Opening statement to the Independent Inquiry into Media and Media Regulation

I have serious concerns about the political circumstances under which this Inquiry was formed. The relationship between the government, the Greens and News Limited is unrelentingly hostile, as we all know, and the Inquiry is clearly and explicitly the result of that hostility.

Nevertheless, obviously questioning the political purpose of the Inquiry is within the terms of reference and I would like to speak to those, but I think that the circumstances under which the Inquiry was formed do actually provide an implicit guide for the Inquiry itself. The Inquiry needs to avoid any suggestion that the result of those circumstances is an increased regulatory burden on the opponents of the government.

I am also concerned because the Inquiry, in my view, seems to be asking some of the wrong questions and travelling down some of the wrong paths. Never before have consumers had more access to more media. Never before have citizens had such an opportunity to create their own media, and never before have the business models that sustain the press been under such intense and escalating strain. The walls that separate journalists from consumer, blogger from publisher, commenter and broadcaster online are completely breaking down. It is my strong view the implication of these trends implies that regulation of the press should be, if anything, reduced. Certainly I will go further and suggest that many of the concepts which have been raised and may be raised in the future by this Inquiry might be seen as anachronistic within the next decade.
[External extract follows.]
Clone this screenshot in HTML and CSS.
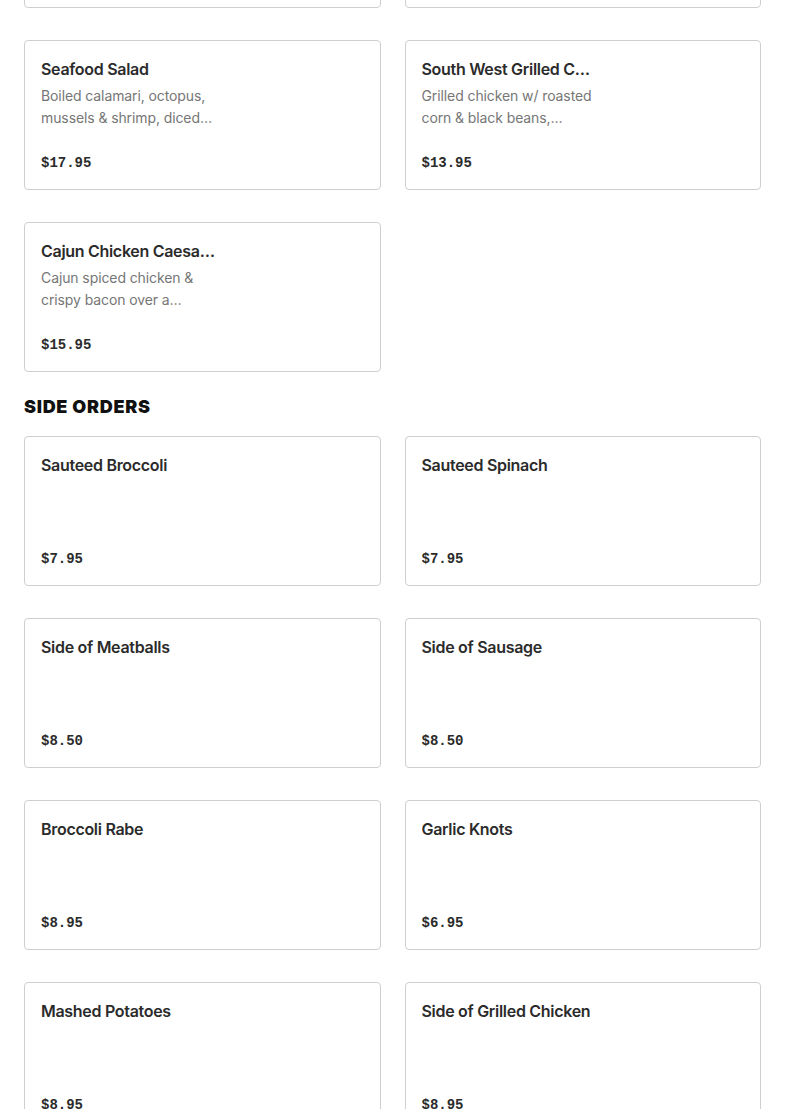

I don’t speak from a journalism perspective, but from a political economy and political philosophy perspective. Many of the suggestions that have been raised so far by some submissions and some commentators in the press I find extremely objectionable when we consider the high importance that the liberal democracies place on freedom of speech.

It is my view that journalists, commentators, bloggers, people yelling on street corners and even media moguls should have their freedom of speech protected equally. Thank you.